You can Save Time and Money with Pre-Fabricated Timber Frames
You can speed up building and reduce costs through prefabrication, which timber is ideally suited to. The frames are created in a factory and transported in a semi-complete state. Once they reach the site, they are ready to bolt together, significantly reducing time and money spent on a project.
Timber Framing Cons
Timber is a fantastic building resource, but it’s not perfect. Keep these timber framing cons in mind when considering your building requirements.
Timber Frames Need Straightening
Straight walls are critical to a quality build. The property looks better, but it’s also easier for everyone involved, such as plumbers, electricians, and plasterers. Timber frames need to be straightened to ensure that everything goes smoothly down the line, but it’s best done in good weather. A wall exposed to multiple cycles of wetting and drying will be difficult to straighten and could extend the project’s deadline if there is a spate of bad weather.
Risk of Termites and Flooding
Timber frames are susceptible to termites without adequate pest control treatments. They can also fall victim to wood rot if the roof develops a leak or severe flooding. However, the versatile nature of woods means there is a good chance that many of these problems can be repaired. If a timber frame absorbs moisture, mould and fungi could grow and eventually cause health problems for the residents.
Steel framing is a relative newcomer to the building industry but has many attractive qualities that make it worth considering. Here are a few things to think about when deciding between steel and timber framing.
Steel Framing Pros and Cons
Steel is strong, durable, and while not a renewable resource, steel frames are 100% recyclable when the property reaches the end of its useful life, which will be some time down the track.
Steel Framing Pros
Steel has many features that make it a practical choice in a building project, but as with anything, you need to look at it from all angles to make the best decision. Here are some steel framing pros that may mean it’s a better choice than timber frames for some building projects.
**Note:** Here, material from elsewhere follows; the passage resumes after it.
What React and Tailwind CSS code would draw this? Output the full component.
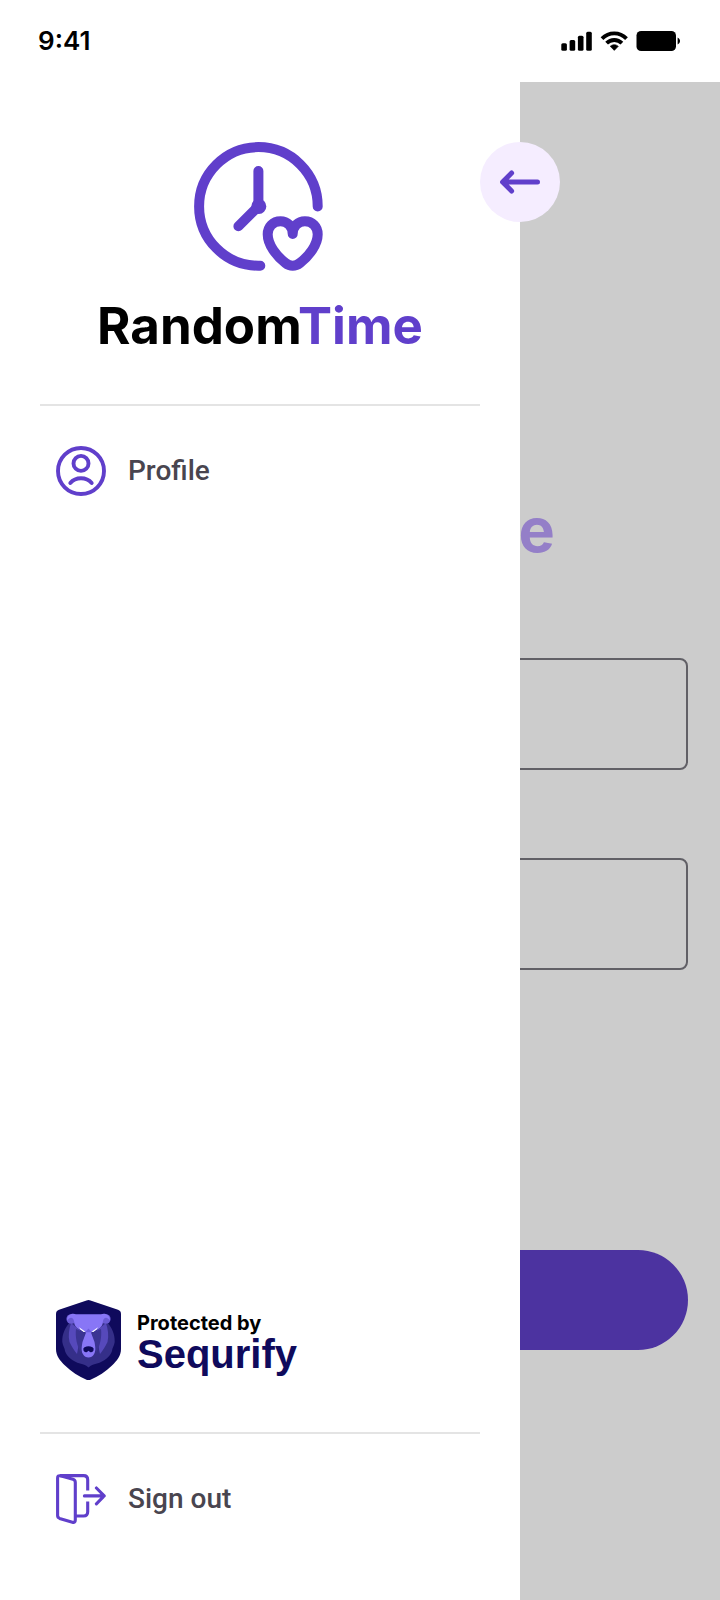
function StatusIcons() {
  return (
    <div className="flex items-center gap-2">
      <svg className="h-5 w-8" viewBox="0 0 32 20" fill="currentColor" aria-hidden="true">
        <rect x="1.3" y="12.3" width="5.6" height="7.4" rx="1.5" />
        <rect x="9.6" y="9" width="5.6" height="10.7" rx="1.5" />
        <rect x="17.9" y="4.8" width="5.6" height="14.9" rx="1.5" />
        <rect x="26.2" y="0.8" width="5.6" height="18.9" rx="1.5" />
      </svg>
      <svg className="h-5 w-7" viewBox="0 0 28 20" aria-hidden="true">
        <g fill="none" stroke="currentColor" strokeWidth="3.8">
          <path d="M2 7.6 C8.8 0.5 19.7 0.5 26.5 7.6" />
          <path d="M6.6 12.2 C10.8 7.9 17.7 7.9 21.9 12.2" />
        </g>
        <path
          d="M14.3 19.4 L10.2 15.3 C12.5 13.2 16 13.2 18.3 15.3 Z"
          fill="currentColor"
          stroke="currentColor"
          strokeWidth="0.6"
        />
      </svg>
      <svg className="h-5 w-11" viewBox="0 0 44 20" fill="currentColor" aria-hidden="true">
        <rect x="0.5" y="0" width="39.5" height="20" rx="4.6" />
        <path d="M41.6 6.5 C44.8 8 44.8 12 41.6 13.5 Z" />
      </svg>
    </div>
  );
}

function ClockHeartLogo() {
  return (
    <svg
      className="mr-1 size-[129px]"
      viewBox="0 0 129 129"
      fill="none"
      stroke="currentColor"
      strokeWidth="10"
      strokeLinecap="round"
      strokeLinejoin="round"
      aria-hidden="true"
    >
      <path d="M123.7 64.4 A59.3 59.3 0 1 0 64.4 123.7 H66.3" />
      <path d="M64.4 29 V64.4 L44.4 84.2" />
      <circle cx="64.8" cy="64.4" r="7.5" fill="currentColor" stroke="none" />
      <path d="M98.7 92 C98.7 84 93 79.3 86.5 79.3 C79 79.3 73.7 84.8 73.7 92.3 C73.7 103 82.5 114 91.5 121 C96 124.6 101.4 124.6 105.9 121 C115 114 123.7 103 123.7 92.3 C123.7 84.8 118.4 79.3 110.9 79.3 C104.4 79.3 98.7 84 98.7 92 Z" />
    </svg>
  );
}

function ArrowLeftIcon() {
  return (
    <svg
      className="h-6 w-10"
      viewBox="0 0 40 24"
      fill="none"
      stroke="currentColor"
      strokeWidth="5"
      strokeLinecap="round"
      strokeLinejoin="round"
      aria-hidden="true"
    >
      <path d="M37.5 12 H3.5 M11.6 3 L2.6 12 L11.6 21" />
      <path d="M2.6 12 L8 7 V17 Z" fill="currentColor" stroke="none" />
    </svg>
  );
}

function ProfileIcon() {
  return (
    <svg
      className="size-[50px] shrink-0"
      viewBox="0 0 50 50"
      fill="none"
      stroke="currentColor"
      strokeWidth="3.9"
      strokeLinecap="round"
      aria-hidden="true"
    >
      <circle cx="25" cy="25" r="23" />
      <circle cx="25" cy="17.4" r="7.5" />
      <path d="M14.3 37 C19.6 30.6 30.4 30.6 35.7 37" />
    </svg>
  );
}

function SignOutIcon() {
  return (
    <svg
      className="size-[50px] shrink-0"
      viewBox="0 0 50 50"
      fill="none"
      stroke="currentColor"
      strokeWidth="3.1"
      strokeLinecap="round"
      strokeLinejoin="round"
      aria-hidden="true"
    >
      <path d="M4.4 1.8 L17 5.3 Q19.3 6 19.3 8.4 V46 Q19.3 49 16.4 48.2 L3.6 44.4 Q1.6 43.7 1.6 41.6 V4 Q1.6 1.2 4.4 1.8 Z" />
      <path d="M4 1.6 H27.6 Q31.7 1.6 31.7 5.7 V16.4" strokeLinecap="butt" />
      <path d="M31.7 27.4 V37.8 Q31.7 42 27.6 42 H20" strokeLinecap="butt" />
      <path d="M28.4 21.9 H48 M40.4 14 L48.2 21.9 L40.4 29.8" />
    </svg>
  );
}

function BearShield() {
  return (
    <svg className="h-20 w-[65px] shrink-0" viewBox="0 0 65 80" aria-hidden="true">
      <path
        fill="#0f0a5c"
        d="M30.5 0.5 Q32.5 -0.3 34.5 0.5 L62 9.8 Q65 10.8 65 14 V49 C65 56 61 60.5 56 65.5 C50 71.5 42 76.5 34.5 79.7 Q32.5 80.5 30.5 79.7 C23 76.5 15 71.5 9 65.5 C4 60.5 0 56 0 49 V14 Q0 10.8 3 9.8 Z"
      />
      <path
        fill="#352f89"
        d="M14 22 C9 28 6 34 6.3 42 C6.8 46 9 48 9 51 C11 57 17 61.5 24 63.5 C28 64.5 30 65 32.5 67.5 C35 65 37 64.5 41 63.5 C48 61.5 54 57 56 51 C56 48 58.2 46 58.7 42 C59 34 56 28 51 22 Z"
      />
      <path
        fill="#5649bb"
        d="M15 23 C13 29 12 36 13.5 42 C16 47 18 50 21 54 C23 46 22 40 27 33 Z M50 23 C52 29 53 36 51.5 42 C49 47 47 50 44 54 C42 46 43 40 38 33 Z"
      />
      <path fill="#3b3493" d="M20 29 C19 37 21 46 25 53 L29 33 Z M45 29 C46 37 44 46 40 53 L36 33 Z" />
      <circle cx="15.2" cy="19" r="4.8" fill="#6a5bd4" />
      <circle cx="49.8" cy="19" r="4.8" fill="#6a5bd4" />
      <path
        fill="#8876f6"
        d="M11.2 20.5 C10.5 15 16 12.5 20 14.2 H45 C49 12.5 54.5 15 53.8 20.5 C51 16 47.5 17.5 47 21 C47 25 45 27.5 42 29.2 L35 32.5 L38.5 42 C39.5 48 40 51 37.8 54.5 C36 58.5 29 58.5 27.2 54.5 C25 51 25.5 48 26.5 42 L30 32.5 L23 29.2 C20 27.5 18 25 18 21 C17.5 17.5 14 16 11.2 20.5 Z"
      />
      <path fill="#6c5cdd" d="M32.5 28.5 L36 32.3 H29 Z" />
      <path fill="#ffffff" d="M23 27.2 L29.5 31.7 L27.6 32 L24.4 29.6 Z M42 27.2 L35.5 31.7 L37.4 32 L40.6 29.6 Z" />
      <path
        fill="#0f0a5c"
        d="M28.5 47.2 Q32.5 45.5 36.5 47.2 Q38.3 48.2 37.5 50.5 Q36.5 52.8 34 52 L32.5 50.8 L31 52 Q28.5 52.8 27.5 50.5 Q26.7 48.2 28.5 47.2 Z"
      />
    </svg>
  );
}

function Wordmark({ className, accent }) {
  return (
    <span className={className}>
      Random<span className={accent}>Time</span>
    </span>
  );
}

function SignInPage() {
  return (
    <main className="col-start-1 row-start-1 flex flex-col px-8 pt-[412px]">
      <h1 className="text-center">
        <Wordmark className="text-[61px] leading-[72px] font-bold" accent="text-[#b99ffa]" />
      </h1>
      <input
        type="email"
        aria-label="Email"
        className="mt-[92px] h-28 w-full rounded-lg border-2 border-[#7a7880] bg-transparent px-8 text-[28px]"
      />
      <input
        type="password"
        aria-label="Password"
        className="mt-[88px] h-28 w-full rounded-lg border-2 border-[#7a7880] bg-transparent px-8 text-[28px]"
      />
      <button type="button" aria-label="Sign in" className="mt-[280px] h-[100px] w-full rounded-full bg-[#6040c8]" />
    </main>
  );
}

function Drawer() {
  return (
    <aside className="relative z-10 col-start-1 row-start-1 flex w-[520px] flex-col bg-white px-10 pt-[60px] pb-[76px]">
      <button
        type="button"
        aria-label="Close menu"
        className="absolute top-[60px] -right-10 flex size-20 items-center justify-center rounded-full bg-[#f5edff] text-[#603fcb]"
      >
        <ArrowLeftIcon />
      </button>

      <div className="flex flex-col items-center gap-6 border-b-2 border-[#e4e4e4] pb-12 text-[#603fcb]">
        <ClockHeartLogo />
        <Wordmark className="text-[51px] leading-[61px] font-bold text-black" accent="text-[#603fcb]" />
      </div>

      <nav className="flex grow flex-col px-4 pt-10">
        <a href="#profile" className="flex items-center gap-[22px] text-[#603fcb]">
          <ProfileIcon />
          <span className="font-[Roboto,sans-serif] text-[28px] leading-8 font-medium text-[#49454f]">Profile</span>
        </a>
      </nav>

      <div className="flex items-center gap-4 border-b-2 border-[#e4e4e4] px-4 pb-[52px]">
        <BearShield />
        <div className="flex flex-col pt-1">
          <span className="text-[20px] leading-6 font-bold text-black">Protected by</span>
          <span className="font-['Liberation_Sans',sans-serif] text-[40px] leading-[38px] font-bold text-[#0f0a5c]">
            Sequrify
          </span>
        </div>
      </div>

      <a href="#sign-out" className="mt-10 flex items-center gap-[22px] px-4 text-[#603fcb]">
        <SignOutIcon />
        <span className="font-[Roboto,sans-serif] text-[28px] leading-8 font-medium text-[#49454f]">Sign out</span>
      </a>
    </aside>
  );
}

export default function App() {
  return (
    <div className="flex min-h-screen flex-col bg-white font-[Inter,sans-serif] text-black">
      <header className="flex h-[82px] items-center justify-between pr-10 pl-[38px]">
        <time className="text-[26px] leading-8 font-semibold">9:41</time>
        <StatusIcons />
      </header>
      <div className="grid grow grid-cols-1 overflow-hidden">
        <SignInPage />
        <div className="col-start-1 row-start-1 bg-black/20" />
        <Drawer />
      </div>
    </div>
  );
}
Termites are voracious eaters of wood, but they can’t chew through steel. Termites will never be a problem as far as your framing goes, but they may take up residence in other areas of your property that are made from wood, so it pays to be vigilant regardless.
Steel Frames Stay Straight and Square
Unlike timber, you won’t have the time and costs associated with straightening because steel will always stay straight and true.
Steel frames are prefabricated based on the house plans, which means that all the necessary holes are pre-punched for all the fixings and cabling. There’s no time lost waiting for carpenters to get the frame ready for the plumbers and electricians.
Steel Has a High Strength to Weight Ratio
Steel has a higher strength to weight ratio making for sturdier construction. It also weighs about a third of an equal volume of timber. These features often make steel frames easier to work with and speed up construction times. The health and safety of workers may also be improved by using a lighter, stronger building material. You also receive a 50-year structural warranty on steel frames.
Steel Frame Cons
Steel frames are a fantastic resource, but like timber, they have some negative qualities you will need to factor into your decision when choosing between timber versus steel frames.
Difficult to Modify on Site
Once a steel frame has been created from a plan, it’s a complicated and expensive process to make any modifications on-site and may even be impossible without going back to the drawing board. You need to be very sure about your design when working with steel frames.
Steel frames are more expensive than similarly sized timber frames. Timber is plentiful and used everywhere in the building industry, while steel is still is not used as often and needs to be put together by experienced framing specialists.
Steel is Labour Intensive
A high amount of energy and labour goes into steel production, which has an environmental impact and leaves a large carbon footprint. Working with steel frames is also labour-intensive, so tradies will often charge more for working with them.
Fixings to Steel
Fixing items to a steel frame can be done, but it’s not as straightforward as fixing to timber. You can still mount items on gyprock just as you would a timber frame. However, fixing to a steel frame means you will have to drill into the steel, which can make mounting heavy items like televisions more problematic.
Risk of Rust
Timber doesn’t rust, but it can rot. Steel won’t rot, but it can rust. Steel frames are galvanised against rust at the factory. However, if the frame is scratched, cut, or drilled after manufacture and exposed to moisture, rust can take hold and compromise the structural integrity if left untended. The problem of rust is even more problematic in coastal towns with their salty sea air.
So, which option is best, timber or steel? Both are great building products, so in the end, it will be up to personal choice and design considerations that will make one a clear winner over the other.